• [Short problem]: Begin with the first line of the material and write out each line exactly, ending with the line that contains "const INK = '#3d4757';". Pictures are not part of the copy.

• [Material]:
****************************************
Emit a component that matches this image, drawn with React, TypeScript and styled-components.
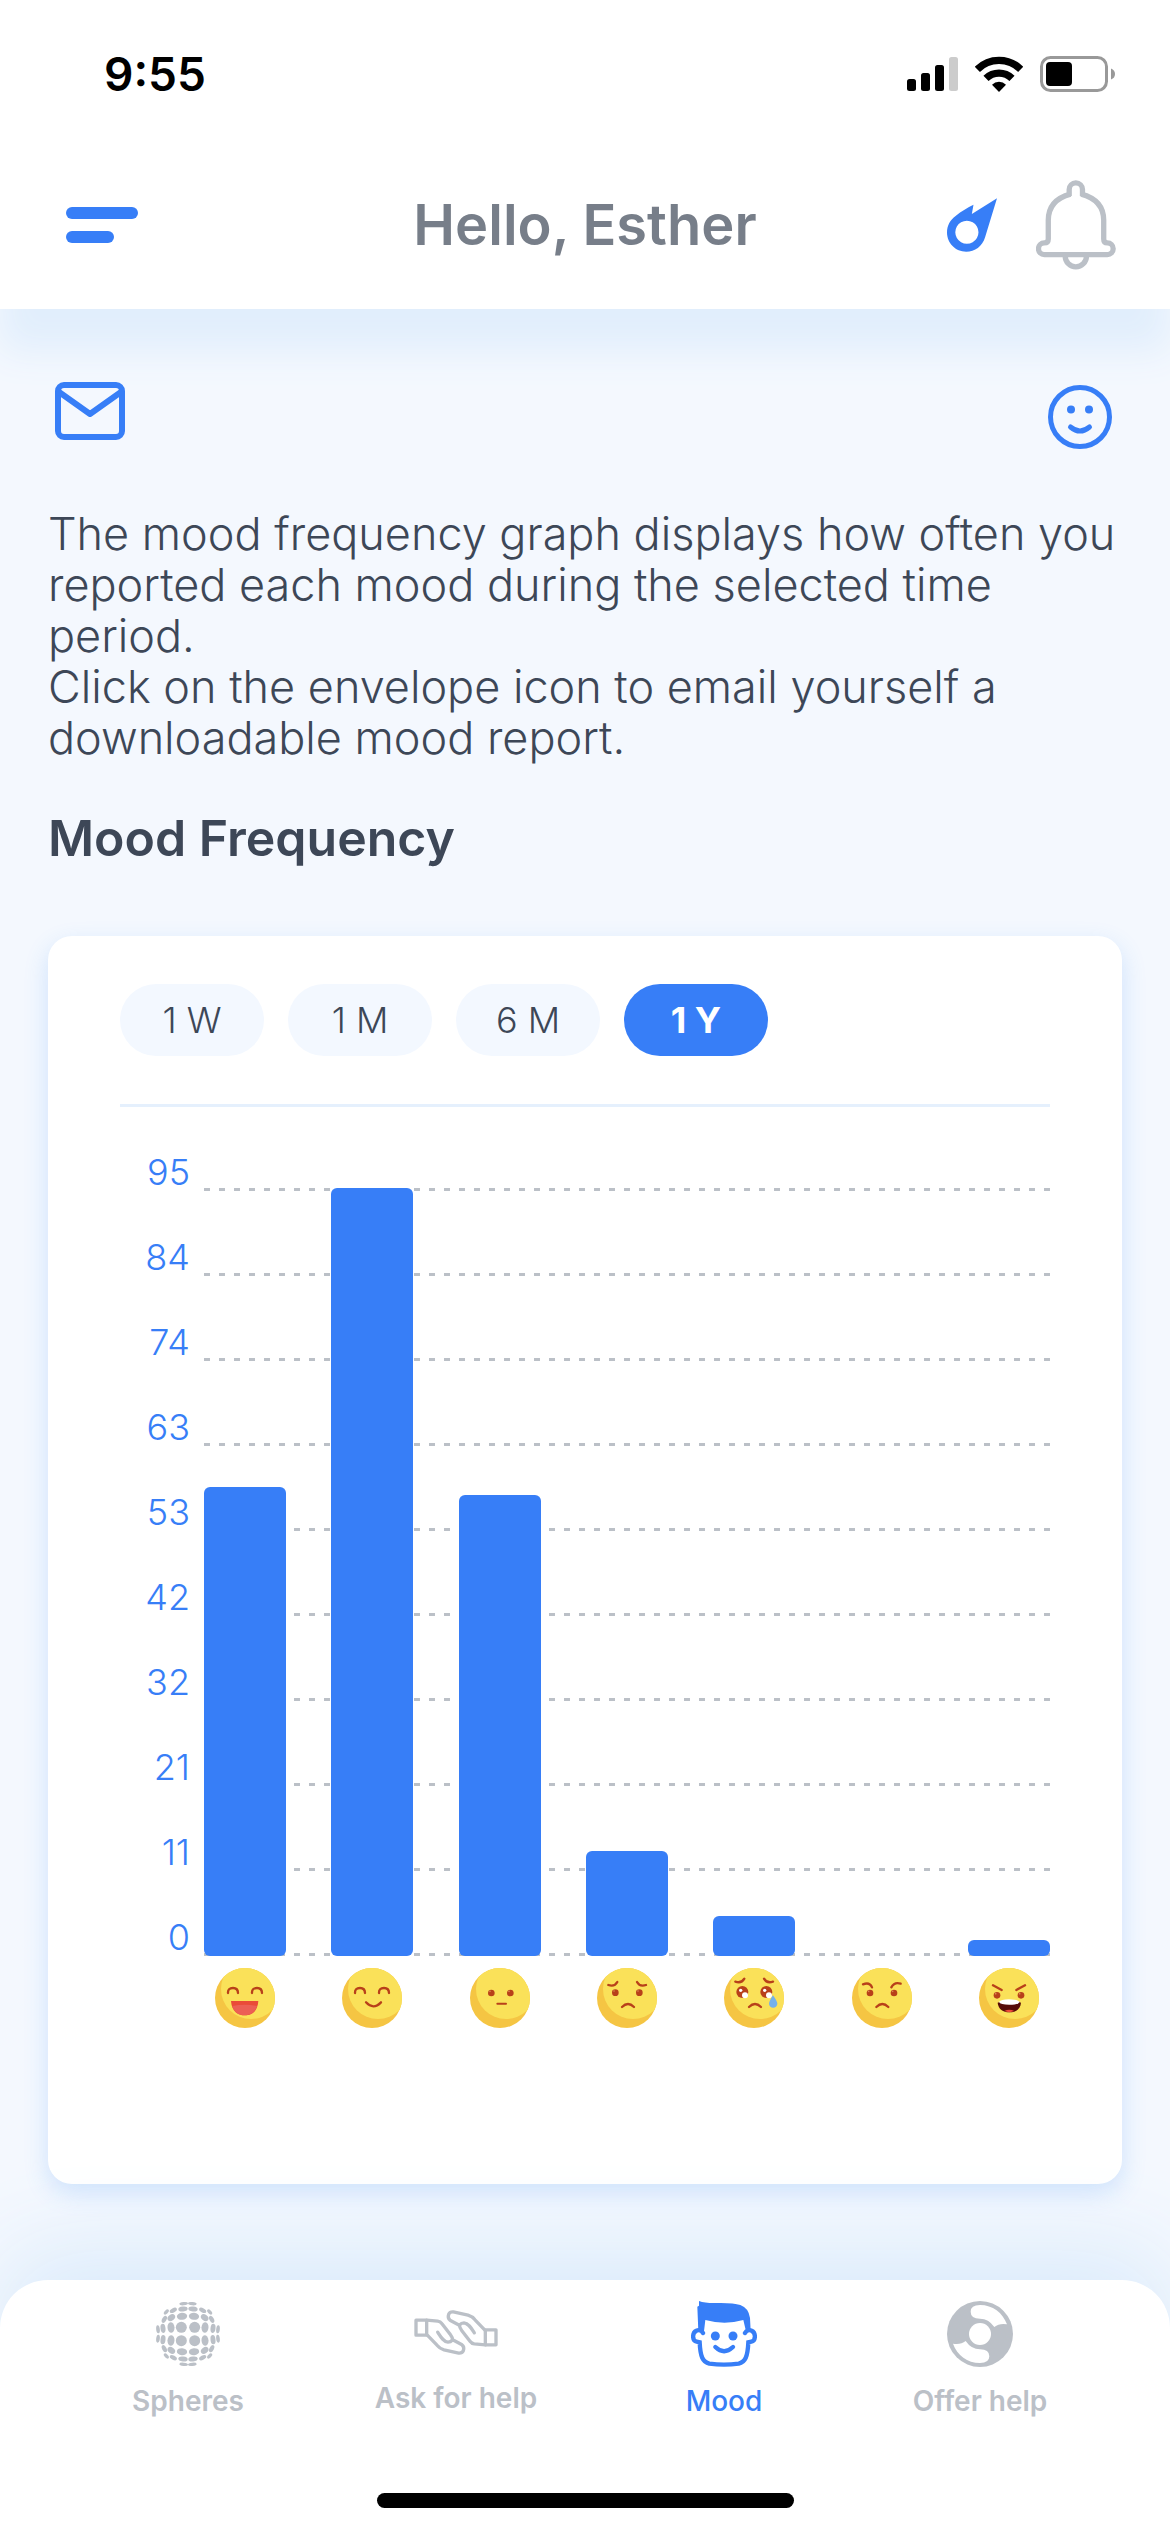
import React, { useState } from 'react';
import styled, { createGlobalStyle } from 'styled-components';

const BLUE = '#377ef7';
const GREY = '#bbc0c7';
const INK = '#3d4757';

const GlobalStyle = createGlobalStyle`
  *, *::before, *::after { box-sizing: border-box; }
  body {
    margin: 0;
    background: #f4f8fe;
    font-family: Inter, 'Open Sans', sans-serif;
    color: ${INK};
  }
  svg { display: block; flex: none; }
`;

const Page = styled.div`
  display: flex;
  flex-direction: column;
  min-height: 100vh;
`;

const Header = styled.header`
  background: #fff;
  box-shadow: 0 42px 36px #e1eefc;
`;

const StatusBar = styled.div`
  display: flex;
  align-items: center;
  justify-content: space-between;
  padding: 44px 55px 37px 104px;
  color: #000;
`;

const Clock = styled.time`
  font-size: 46px;
  line-height: 60px;
  font-weight: 600;
`;

const StatusIcons = styled.div`
  display: flex;
  align-items: center;
  gap: 17px;
`;

const TopBar = styled.div`
  display: grid;
  grid-template-columns: 1fr auto 1fr;
  align-items: center;
  height: 168px;
  padding: 0 54px 0 66px;
`;

const Title = styled.h1`
  margin: 0;
  padding-right: 12px;
  font-size: 56px;
  line-height: 64px;
  font-weight: 600;
  color: #777e89;
`;

const Actions = styled.div`
  display: flex;
  align-items: center;
  justify-content: flex-end;
  gap: 39px;
`;

const IconButton = styled.button`
  display: flex;
  justify-self: start;
  padding: 0;
  border: 0;
  background: none;
  color: ${BLUE};
  cursor: pointer;
`;

const Main = styled.main`
  flex: 1;
  padding: 73px 48px 96px;
`;

const Tools = styled.div`
  display: flex;
  align-items: flex-start;
  justify-content: space-between;
  padding: 0 10px 0 7px;
`;

const Intro = styled.p`
  margin: 59px 0 0;
  font-size: 45px;
  line-height: 51px;
  font-weight: 300;
`;

const SectionTitle = styled.h2`
  margin: 45px 0 0;
  font-size: 50px;
  line-height: 60px;
  font-weight: 600;
`;

const Card = styled.section`
  margin-top: 68px;
  padding: 48px 72px 156px;
  border-radius: 24px;
  background: #fff;
  box-shadow: 0 9px 24px rgba(55, 140, 246, 0.2);
`;

const Periods = styled.div`
  display: flex;
  gap: 24px;
  padding-bottom: 48px;
  border-bottom: 3px solid #e5f0fd;
`;

const Period = styled.button<{ $active: boolean }>`
  width: 144px;
  height: 72px;
  padding: 0;
  border: 0;
  border-radius: 36px;
  font-family: inherit;
  font-size: 36px;
  line-height: 48px;
  font-weight: ${({ $active }) => ($active ? 700 : 300)};
  color: ${({ $active }) => ($active ? '#fff' : INK)};
  background: ${({ $active }) => ($active ? BLUE : '#f3f8ff')};
  cursor: pointer;
`;

const Chart = styled.figure`
  display: grid;
  margin: 36px 0 0;
`;

const Scale = styled.div`
  grid-area: 1 / 1;
  display: grid;
  gap: 37px;
`;

const Tick = styled.div`
  display: grid;
  grid-template-columns: 70px 1fr;
  gap: 14px;
  align-items: end;
  height: 48px;
  font-size: 36px;
  line-height: 38px;
  font-weight: 300;
  text-align: right;
  color: ${BLUE};
`;

const GridLine = styled.div`
  height: 3px;
  background: repeating-linear-gradient(to right, ${GREY} 0 6px, transparent 6px 15px);
`;

const Bars = styled.div`
  grid-area: 1 / 1;
  align-self: end;
  display: flex;
  align-items: flex-end;
  justify-content: space-between;
  height: 768px;
  margin-left: 84px;
`;

const Bar = styled.div`
  width: 82px;
  border-radius: 6px;
  background: ${BLUE};
`;

const Moods = styled.figcaption`
  grid-area: 2 / 1;
  display: flex;
  justify-content: space-between;
  margin: 12px 0 0 84px;
`;

const MoodSlot = styled.div`
  display: flex;
  justify-content: center;
  width: 82px;
`;

const TabBar = styled.nav`
  position: sticky;
  bottom: 0;
  padding: 21px 0 24px;
  border-radius: 48px 48px 0 0;
  background: #fff;
  box-shadow: 0 -30px 90px #dbebfb;
`;

const Tabs = styled.div`
  display: grid;
  grid-template-columns: 268fr 268fr 268fr 244fr;
  padding: 0 68px 0 54px;
`;

const Tab = styled.a<{ $active?: boolean }>`
  display: flex;
  flex-direction: column;
  align-items: center;
  gap: 16px;
  font-size: 28px;
  line-height: 36px;
  font-weight: ${({ $active }) => ($active ? 500 : 600)};
  color: ${({ $active }) => ($active ? BLUE : GREY)};
  text-decoration: none;
`;

const HomeIndicator = styled.div`
  width: 417px;
  height: 15px;
  margin: 74px auto 0;
  border-radius: 8px;
  background: #000;
`;

const SignalIcon = () => (
  <svg width="51" height="34" viewBox="0 0 51 34" aria-hidden="true">
    <rect x="0" y="22" width="9" height="12" rx="2.5" />
    <rect x="14" y="16" width="9" height="18" rx="2.5" />
    <rect x="28" y="8" width="9" height="26" rx="2.5" />
    <rect x="42" y="0" width="9" height="34" rx="2.5" fill="#ccc" />
  </svg>
);

const WifiIcon = () => (
  <svg width="48" height="36" viewBox="0 0 144 108" aria-hidden="true">
    <g fill="none" stroke="#000" strokeWidth="22">
      <path d="M7 40 A92 92 0 0 1 137 40" />
      <path d="M33 67 A56 56 0 0 1 111 67" />
    </g>
    <path d="M51 86 A30 30 0 0 1 93 86 L72 108 Z" />
  </svg>
);

const BatteryIcon = () => (
  <svg width="75" height="36" viewBox="0 0 75 36" aria-hidden="true">
    <rect x="1.5" y="1.5" width="65" height="33" rx="9" fill="none" stroke="#999" strokeWidth="3" />
    <rect x="6" y="6" width="26" height="24" rx="4" />
    <path d="M71 12.500q4 1.500 4 5.500t-4 5.500z" fill="#999" />
  </svg>
);

const MenuIcon = () => (
  <svg width="72" height="36" viewBox="0 0 72 36" aria-hidden="true" fill="currentColor">
    <rect width="72" height="12" rx="6" />
    <rect y="24" width="48" height="12" rx="6" />
  </svg>
);

const CometIcon = () => (
  <svg width="50" height="54" viewBox="170 474 151 162" aria-hidden="true">
    <path
      fill="currentColor"
      fillRule="evenodd"
      d="M321 474 L285 592 C277 619 254 636 228 636 C196 636 170 610 170 578 C170 556 180 540 196 528 C214 513 232 503 250 494 L245 522 Z M230 542 a35 35 0 1 0 0.100 0 Z"
    />
  </svg>
);

const BellIcon = () => (
  <svg width="80" height="90" viewBox="438 419 241 270" aria-hidden="true" fill="none" stroke={GREY} strokeWidth="16" strokeLinejoin="round">
    <path d="M538 467 V447 A20 20 0 0 1 578 447 V467" />
    <path d="M542 461 C500 472 475 498 475 540 V596 Q475 608 463 608 A17.500 17.500 0 0 0 463 643 H653 A17.500 17.500 0 0 0 653 608 Q642 608 642 596 V540 C642 498 616 472 574 461" />
    <path d="M526 648 A32 32 0 0 0 590 648" />
  </svg>
);

const MailIcon = () => (
  <svg width="70" height="58" viewBox="0 0 70 58" aria-hidden="true" fill="none" stroke="currentColor" strokeWidth="6">
    <rect x="3" y="3" width="64" height="52" rx="6" />
    <path d="M4 10 L35 32 L66 10" strokeLinejoin="round" />
  </svg>
);

const SmileIcon = () => (
  <svg width="64" height="67" viewBox="0 -3 64 67" aria-hidden="true">
    <g fill="none" stroke="currentColor" strokeWidth="5">
      <circle cx="32" cy="32" r="29.500" />
      <path d="M22.500 42 Q32 50 41.500 42" strokeLinecap="round" />
    </g>
    <circle cx="23" cy="24.500" r="4" fill="currentColor" />
    <circle cx="41" cy="24.500" r="4" fill="currentColor" />
  </svg>
);

/* One quadrant of the dotted globe: x, y, rx, ry, rotation. */
const DOTS = [
  [20, 20, 16.5, 16.5, 0],
  [51, 19.5, 10.5, 16, 5],
  [75, 17, 7.5, 14, 6],
  [90, 14, 5.5, 12, 6],
  [18, 53, 15.5, 10.5, 6],
  [15, 75, 14, 7.5, 6],
  [13, 91, 13, 5, 5],
  [50, 49, 12.5, 9, 38],
  [71, 44, 11.5, 6.5, 62],
  [44, 71, 11.5, 6.5, 28],
  [65, 66, 9.5, 5, 45],
];

const SpheresIcon = () => (
  <svg width="66" height="66" viewBox="-99 -99 198 198" aria-hidden="true" fill="currentColor">
    {[[1, 1], [-1, 1], [1, -1], [-1, -1]].map(([sx, sy]) => (
      <g key={`${sx}${sy}`} transform={`scale(${sx} ${sy})`}>
        {DOTS.map(([x, y, rx, ry, r]) => (
          <ellipse key={`${x}-${y}`} rx={rx} ry={ry} transform={`translate(${x} ${y}) rotate(${-r})`} />
        ))}
      </g>
    ))}
  </svg>
);

const Hand = () => (
  <>
    <path d="M828 81 H860 V126 H828 Z" />
    <path d="M860 81 L893 84 Q901 85 906 92 L931 124 Q937 132 938 140 L966 155 Q974 161 970 173 Q966 181 956 180 L912 170 Q899 166 891 156 L862 126" />
    <path d="M893 117 C902 131 911 146 924 147 Q932 147 937 141" />
  </>
);

const HandsIcon = () => (
  <svg width="84" height="63" viewBox="822 23.500 252 189" aria-hidden="true" fill="none" stroke="currentColor" strokeWidth="10" strokeLinejoin="round" strokeLinecap="round">
    <Hand />
    <g transform="rotate(180 948 118)">
      <Hand />
    </g>
  </svg>
);

const FaceIcon = () => (
  <svg width="66" height="66" viewBox="63 33 198 198" aria-hidden="true">
    <path
      fill="currentColor"
      d="M87 33 Q106 40 140 39 Q190 38 211 45 Q236 54 240 84 L242 122 L228 124 L220 90 Q164 106 106 90 L102 124 L85 124 L82 50 L87 47 Z"
    />
    <g fill="none" stroke="currentColor" strokeWidth="13" strokeLinecap="round">
      <path d="M99 129 C95 121 86 119 79 122 C66 128 66 152 80 155 L89 157 C91 200 98 216 118 221 Q162 227 206 221 C226 216 233 200 235 157 L244 155 C258 152 258 128 245 122 C238 119 229 121 225 129" />
      <path d="M136 171 Q162 196 189 171" />
    </g>
    <circle cx="136" cy="138" r="13.500" fill="currentColor" />
    <circle cx="189" cy="138" r="13.500" fill="currentColor" />
  </svg>
);

const BUOY_GAP = 'M930 45 C968 45 998 68 1011 103 Q988 99 973 111 Q956 86 930 86 Q902 86 902 65 Q902 45 930 45 Z';

const BuoyIcon = () => (
  <svg width="66" height="66" viewBox="831 33 198 198" aria-hidden="true">
    <circle cx="930" cy="132" r="99" fill="currentColor" />
    <g fill="#fff">
      <circle cx="930" cy="132" r="33" />
      <path d={BUOY_GAP} />
      <path d={BUOY_GAP} transform="rotate(180 930 132)" />
    </g>
  </svg>
);

const BROWN = '#b8401a';
const happyEyes = <path d="M39 75 Q38 60 54 60 Q69 60 69 75 M111 75 Q110 60 126 60 Q141 60 141 75" />;
const frown = <path d="M75 117 Q93 99 111 117" />;
const sadBrows = <path d="M34 51 Q53 57 61 42 M120 42 Q128 57 147 51" />;
const eyes = (x1: number, x2: number, y: number) => (
  <g fill={BROWN} stroke="none">
    <circle cx={x1} cy={y} r="10" />
    <circle cx={x2} cy={y} r="10" />
    <circle cx={x1 - 4} cy={y - 5} r="2.500" fill="#dc8a55" />
    <circle cx={x2 - 4} cy={y - 5} r="2.500" fill="#dc8a55" />
  </g>
);
const wetEye = (x: number) => (
  <g stroke="none">
    <circle cx={x} cy="72" r="18" fill={BROWN} />
    <circle cx={x + 8} cy="82" r="9" fill="#fff" />
    <circle cx={x - 5} cy="67" r="5" fill="#fff" />
  </g>
);

const FACES: Record<string, React.ReactNode> = {
  Great: (
    <>
      {happyEyes}
      <path d="M48 99 H130 C128 130 110 142 89 142 S50 130 48 99 Z" fill="#ea4b38" stroke="none" />
      <path d="M52 114 Q89 107 126 114 C120 134 106 142 89 142 S58 134 52 114 Z" fill="#ec5f55" stroke="none" />
    </>
  ),
  Happy: (
    <>
      {happyEyes}
      <path d="M72 103 Q94 127 117 103" />
    </>
  ),
  Neutral: (
    <>
      {eyes(64, 121, 75)}
      <path d="M82 107 H108" strokeWidth="6" />
    </>
  ),
  Sad: (
    <>
      {sadBrows}
      {eyes(55, 127, 74)}
      {frown}
    </>
  ),
  Crying: (
    <>
      <g transform="translate(0 -10)">{sadBrows}</g>
      {wetEye(55)}
      {wetEye(127)}
      {frown}
      <path d="M147 82 Q160 100 160 107 A12.500 12.500 0 0 1 135 107 Q135 100 147 82 Z" fill="#74b0ea" stroke="none" />
    </>
  ),
  Annoyed: (
    <>
      <path d="M33 49 Q53 41 60 58 M118 58 Q127 41 146 47" />
      {eyes(54, 126, 75)}
      <g transform="translate(-2 0)">{frown}</g>
    </>
  ),
  Angry: (
    <>
      <path d="M42 52 L68 66 M138 52 L112 66" />
      {eyes(54, 126, 82)}
      <path d="M56 104 Q90 90 126 104 C124 124 110 133 91 133 S58 124 56 104 Z" fill="#560c08" stroke="none" />
      <path d="M60 102 Q66 94 90 94 T122 102 Q118 110 91 110 T60 102 Z" fill="#fff" stroke="none" />
      <path d="M76 129 Q91 121 106 129 Q91 136 76 129 Z" fill="#ee4b3a" stroke="none" />
    </>
  ),
};

const Emoji = ({ mood }: { mood: string }) => (
  <svg width="60" height="60" viewBox="0 0 180 180" role="img" aria-label={mood}>
    <clipPath id={`face-${mood}`}>
      <circle cx="90" cy="90" r="90" />
    </clipPath>
    <circle cx="90" cy="90" r="90" fill="#f5c543" />
    <circle cx="108" cy="63" r="90" fill="#fae159" clipPath={`url(#face-${mood})`} />
    <g fill="none" stroke={BROWN} strokeWidth="7" strokeLinecap="round">
      {FACES[mood]}
    </g>
  </svg>
);

const MAX = 95;
const TICKS = [95, 84, 74, 63, 53, 42, 32, 21, 11, 0];
const DATA = [
  { mood: 'Great', count: 58 },
  { mood: 'Happy', count: 95 },
  { mood: 'Neutral', count: 57 },
  { mood: 'Sad', count: 13 },
  { mood: 'Crying', count: 5 },
  { mood: 'Annoyed', count: 0 },
  { mood: 'Angry', count: 2 },
];
const PERIODS = ['1 W', '1 M', '6 M', '1 Y'];

export default function App() {
  const [period, setPeriod] = useState('1 Y');

  return (
    <Page>
      <GlobalStyle />
      <Header>
        <StatusBar>
          <Clock>9:55</Clock>
          <StatusIcons>
            <SignalIcon />
            <WifiIcon />
            <BatteryIcon />
          </StatusIcons>
        </StatusBar>
        <TopBar>
          <IconButton aria-label="Menu"><MenuIcon /></IconButton>
          <Title>Hello, Esther</Title>
          <Actions>
            <IconButton aria-label="Streak"><CometIcon /></IconButton>
            <IconButton aria-label="Notifications"><BellIcon /></IconButton>
          </Actions>
        </TopBar>
      </Header>

      <Main>
        <Tools>
          <IconButton aria-label="Email report"><MailIcon /></IconButton>
          <IconButton aria-label="Log mood"><SmileIcon /></IconButton>
        </Tools>
        <Intro>
          The mood frequency graph displays how often you reported each mood during the selected time period.
          <br />
          Click on the envelope icon to email yourself a downloadable mood report.
        </Intro>
        <SectionTitle>Mood Frequency</SectionTitle>

        <Card>
          <Periods>
            {PERIODS.map((p) => (
              <Period key={p} $active={p === period} aria-pressed={p === period} onClick={() => setPeriod(p)}>
                {p}
              </Period>
            ))}
          </Periods>
          <Chart>
            <Scale>
              {TICKS.map((t) => (
                <Tick key={t}>
                  {t}
                  <GridLine />
                </Tick>
              ))}
            </Scale>
            <Bars>
              {DATA.map(({ mood, count }) => (
                <Bar key={mood} style={{ height: `${(count / MAX) * 100}%` }} />
              ))}
            </Bars>
            <Moods>
              {DATA.map(({ mood }) => (
                <MoodSlot key={mood}>
                  <Emoji mood={mood} />
                </MoodSlot>
              ))}
            </Moods>
          </Chart>
        </Card>
      </Main>

      <TabBar>
        <Tabs>
          <Tab href="#spheres"><SpheresIcon />Spheres</Tab>
          <Tab href="#ask"><HandsIcon />Ask for help</Tab>
          <Tab href="#mood" $active aria-current="page"><FaceIcon />Mood</Tab>
          <Tab href="#offer"><BuoyIcon />Offer help</Tab>
        </Tabs>
        <HomeIndicator />
      </TabBar>
    </Page>
  );
}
****************************************
• [Answer below]:
Emit a component that matches this image, drawn with React, TypeScript and styled-components.
import React, { useState } from 'react';
import styled, { createGlobalStyle } from 'styled-components';

const BLUE = '#377ef7';
const GREY = '#bbc0c7';
const INK = '#3d4757';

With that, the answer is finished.